• **What needs to be done**:
Word for word, print each line of the listing below; pictures stay out.

• **Dataset content**:
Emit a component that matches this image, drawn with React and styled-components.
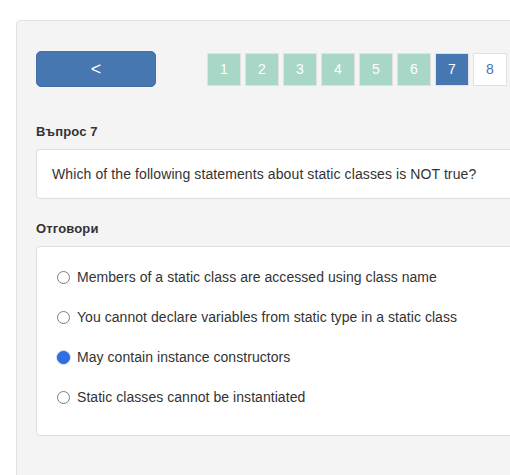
import styled, { createGlobalStyle } from "styled-components";

const GlobalStyle = createGlobalStyle`
  html, body {
    margin: 0;
    padding: 0;
    background: #fff;
    overflow: hidden;
  }
  body {
    font-family: "Liberation Sans", Arial, sans-serif;
    color: #333;
  }
`;

const Page = styled.div`
  padding: 20px 0 0 16px;
  width: 640px;
`;

const Panel = styled.div`
  background: #f4f4f4;
  border: 1px solid #e2e2e2;
  border-radius: 4px;
  padding: 30px 0 60px 19px;
`;

const TopRow = styled.div`
  display: flex;
  align-items: center;
  gap: 51px;
  margin-bottom: 36px;
`;

const BackButton = styled.button`
  width: 120px;
  height: 36px;
  background: #4677b1;
  border: 1px solid #4170a8;
  border-radius: 5px;
  color: #fff;
  font-family: "Liberation Sans", Arial, sans-serif;
  font-size: 18px;
  padding: 0;
  cursor: pointer;
`;

const Pager = styled.div`
  display: flex;
  gap: 4px;
`;

const PageBox = styled.div`
  width: 32px;
  height: 31px;
  border: 1px solid #e1e1e1;
  display: flex;
  align-items: center;
  justify-content: center;
  font-size: 14px;
  background: ${(p) =>
    p.$state === "done" ? "#a8d6c7" : p.$state === "active" ? "#4577b1" : "#fff"};
  color: ${(p) => (p.$state === "next" ? "#4577b1" : "#fff")};
`;

const Label = styled.div`
  font-size: 13px;
  font-weight: bold;
  line-height: 18px;
  letter-spacing: 0.15px;
  color: #333;
  margin-bottom: 8px;
`;

const Card = styled.div`
  background: #fff;
  border: 1px solid #dedede;
  border-radius: 4px;
`;

const QuestionCard = styled(Card)`
  padding: 14px 15px;
  font-size: 14px;
  line-height: 20px;
  letter-spacing: 0.1px;
  margin-bottom: 21px;
`;

const AnswersCard = styled(Card)`
  padding: 20px 20px 28px;
  display: flex;
  flex-direction: column;
  gap: 20px;
`;

const Option = styled.label`
  display: flex;
  align-items: center;
  gap: 7px;
  font-size: 14px;
  line-height: 20px;
  letter-spacing: 0.05px;
  color: #333;
`;

const Radio = styled.input.attrs({ type: "radio" })`
  appearance: none;
  margin: 0;
  width: 13px;
  height: 13px;
  border-radius: 50%;
  border: 1px solid #7a7a7a;
  background: #fff;
  box-sizing: border-box;
  &:checked {
    background: #2f6fe0;
    border-color: #2a63cc;
    box-shadow: 0 0 0 1px #c9dafa;
  }
`;

const pages = [1, 2, 3, 4, 5, 6, 7, 8];
const answers = [
  "Members of a static class are accessed using class name",
  "You cannot declare variables from static type in a static class",
  "May contain instance constructors",
  "Static classes cannot be instantiated",
];

export default function App() {
  return (
    <>
      <GlobalStyle />
      <Page>
        <Panel>
          <TopRow>
            <BackButton>&lt;</BackButton>
            <Pager>
              {pages.map((n) => (
                <PageBox key={n} $state={n < 7 ? "done" : n === 7 ? "active" : "next"}>
                  {n}
                </PageBox>
              ))}
            </Pager>
          </TopRow>
          <Label>Въпрос 7</Label>
          <QuestionCard>Which of the following statements about static classes is NOT true?</QuestionCard>
          <Label>Отговори</Label>
          <AnswersCard>
            {answers.map((a, i) => (
              <Option key={i}>
                <Radio name="answer" defaultChecked={i === 2} />
                {a}
              </Option>
            ))}
          </AnswersCard>
        </Panel>
      </Page>
    </>
  );
}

• **Correct response**:
Emit a component that matches this image, drawn with React and styled-components.
import styled, { createGlobalStyle } from "styled-components";

const GlobalStyle = createGlobalStyle`
  html, body {
    margin: 0;
    padding: 0;
    background: #fff;
    overflow: hidden;
  }
  body {
    font-family: "Liberation Sans", Arial, sans-serif;
    color: #333;
  }
`;

const Page = styled.div`
  padding: 20px 0 0 16px;
  width: 640px;
`;

const Panel = styled.div`
  background: #f4f4f4;
  border: 1px solid #e2e2e2;
  border-radius: 4px;
  padding: 30px 0 60px 19px;
`;

const TopRow = styled.div`
  display: flex;
  align-items: center;
  gap: 51px;
  margin-bottom: 36px;
`;

const BackButton = styled.button`
  width: 120px;
  height: 36px;
  background: #4677b1;
  border: 1px solid #4170a8;
  border-radius: 5px;
  color: #fff;
  font-family: "Liberation Sans", Arial, sans-serif;
  font-size: 18px;
  padding: 0;
  cursor: pointer;
`;

const Pager = styled.div`
  display: flex;
  gap: 4px;
`;

const PageBox = styled.div`
  width: 32px;
  height: 31px;
  border: 1px solid #e1e1e1;
  display: flex;
  align-items: center;
  justify-content: center;
  font-size: 14px;
  background: ${(p) =>
    p.$state === "done" ? "#a8d6c7" : p.$state === "active" ? "#4577b1" : "#fff"};
  color: ${(p) => (p.$state === "next" ? "#4577b1" : "#fff")};
`;

const Label = styled.div`
  font-size: 13px;
  font-weight: bold;
  line-height: 18px;
  letter-spacing: 0.15px;
  color: #333;
  margin-bottom: 8px;
`;

const Card = styled.div`
  background: #fff;
  border: 1px solid #dedede;
  border-radius: 4px;
`;

const QuestionCard = styled(Card)`
  padding: 14px 15px;
  font-size: 14px;
  line-height: 20px;
  letter-spacing: 0.1px;
  margin-bottom: 21px;
`;

const AnswersCard = styled(Card)`
  padding: 20px 20px 28px;
  display: flex;
  flex-direction: column;
  gap: 20px;
`;

const Option = styled.label`
  display: flex;
  align-items: center;
  gap: 7px;
  font-size: 14px;
  line-height: 20px;
  letter-spacing: 0.05px;
  color: #333;
`;

const Radio = styled.input.attrs({ type: "radio" })`
  appearance: none;
  margin: 0;
  width: 13px;
  height: 13px;
  border-radius: 50%;
  border: 1px solid #7a7a7a;
  background: #fff;
  box-sizing: border-box;
  &:checked {
    background: #2f6fe0;
    border-color: #2a63cc;
    box-shadow: 0 0 0 1px #c9dafa;
  }
`;

const pages = [1, 2, 3, 4, 5, 6, 7, 8];
const answers = [
  "Members of a static class are accessed using class name",
  "You cannot declare variables from static type in a static class",
  "May contain instance constructors",
  "Static classes cannot be instantiated",
];

export default function App() {
  return (
    <>
      <GlobalStyle />
      <Page>
        <Panel>
          <TopRow>
            <BackButton>&lt;</BackButton>
            <Pager>
              {pages.map((n) => (
                <PageBox key={n} $state={n < 7 ? "done" : n === 7 ? "active" : "next"}>
                  {n}
                </PageBox>
              ))}
            </Pager>
          </TopRow>
          <Label>Въпрос 7</Label>
          <QuestionCard>Which of the following statements about static classes is NOT true?</QuestionCard>
          <Label>Отговори</Label>
          <AnswersCard>
            {answers.map((a, i) => (
              <Option key={i}>
                <Radio name="answer" defaultChecked={i === 2} />
                {a}
              </Option>
            ))}
          </AnswersCard>
        </Panel>
      </Page>
    </>
  );
}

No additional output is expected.